To those who would speak too quickly, to those shaping narratives without knowing the weight of the work, and to those of us still standing, I write this as a physician, as a colleague in medicine, and as someone who understands, intimately, what it means to stand at the threshold between life and death. Not as an idea, not as rhetoric, but as responsibility.
I am not a nurse. I am a doctor writing this. I did not know Alex Pretti, personally, but still, I know him all too well.

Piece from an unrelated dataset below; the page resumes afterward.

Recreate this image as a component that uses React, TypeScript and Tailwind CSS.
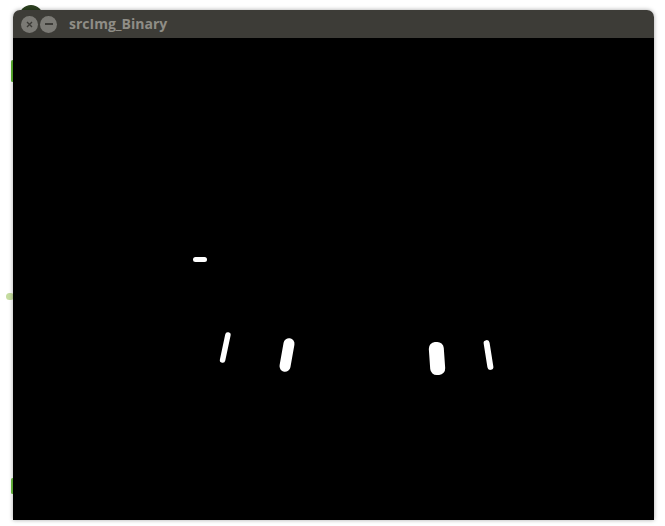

I know him through the indispensable presence of ICU nurses whose clinical judgment, vigilance, and skill make modern medicine possible. I know him in the quiet choreography of resuscitations, where every role matters, where no one is ornamental, where lives are returned only through collective precision. I know him in the moments when physicians rely, without question, on the nurse at the bedside who sees first, knows first, and acts first.
The weight of ICU nursing
Alex Pretti, as an ICU nurse, stood with patients precisely at death’s door. He helped guide dozens, likely hundreds, back toward life. He worked within the intricacies of physiology and humanity at their most fragile. That is not speculation; it is the reality of ICU nursing. No one survives that role without competence, discipline, and profound ethical grounding.
He was part of the generation of health care workers forged in crisis. During COVID, when fear was rational and absence was understandable, he went in. When systems strained and protections were imperfect, he stayed. While much of the world remained home to preserve health, he risked his own to preserve the lives of others. That is not a slogan. That is a record of service.

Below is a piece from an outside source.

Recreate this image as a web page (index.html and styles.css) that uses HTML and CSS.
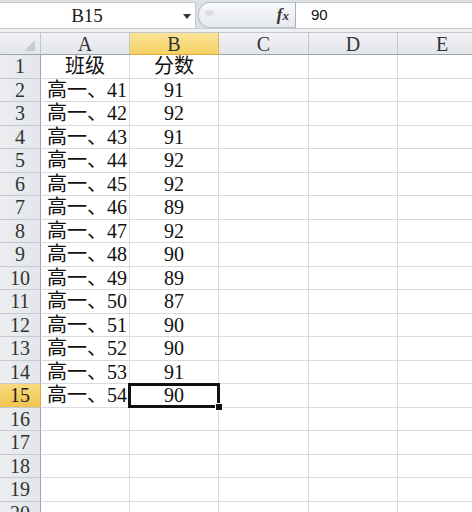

As a VA ICU nurse, Alex cared for veterans, men and women who had already given pieces of themselves to this country. He cared for them when their bodies were failing, when trauma resurfaced, when dignity required constant defense. He served those who served, in one of the most demanding clinical environments medicine has to offer.
The demand for context and honor
Those who do this work do not do it casually. ICU nurses do not function without rigor, integrity, and accountability. They are patient advocates, safety guards, and often the final witnesses to a life. To suggest otherwise, to flatten a life of service into a convenient narrative, is not only inaccurate, it is unjust.
And so, when a narrative emerges that threatens to erase the truth of a colleague’s professional life, silence is not an option.
This letter does not deny complexity. It insists on context. It does not seek to sanctify, but to be honest. It is written because memory matters, and because honor must be actively protected.
We are exhausted. We are still carrying the moral injuries of pandemics and protests, years later. We are still here. The system continues to lean on our endurance and calls it resilience. It breaks the heart, but it does not absolve us of our responsibility to speak when truth is at risk.
Standing as vigil
Honor, today, feels like something in need of resuscitation. Honor in our individual actions. Honor in our institutions. Honor in our leadership.
Perhaps honor has died among some. But many of us still live by it. Many of us have served with honor. Some of us will die with honor. And the shame belongs not to those who upheld it, but to those who allowed it to be discarded when it became inconvenient.
Alex Pretti deserves to be remembered in full. As a clinician. As a caretaker. As a professional whose work saved lives and whose presence mattered. His legacy is not fragile. It is earned. And it is worth defending.
This letter is part of my healing. It is also an act of witness.
And if there are others among you who find writing to be a form of healing, if there are those willing to stand guard over his honor and legacy as witnesses, I encourage you to write. Write openly. Write truthfully. Write on behalf of our colleague, Alex Pretti.
This letter stands as vigil: over legacy, over history, over truth. What is unjust will not be allowed to pass unchallenged, and what is honorable will not be surrendered to distortion.
Mousson Berrouet is a family physician.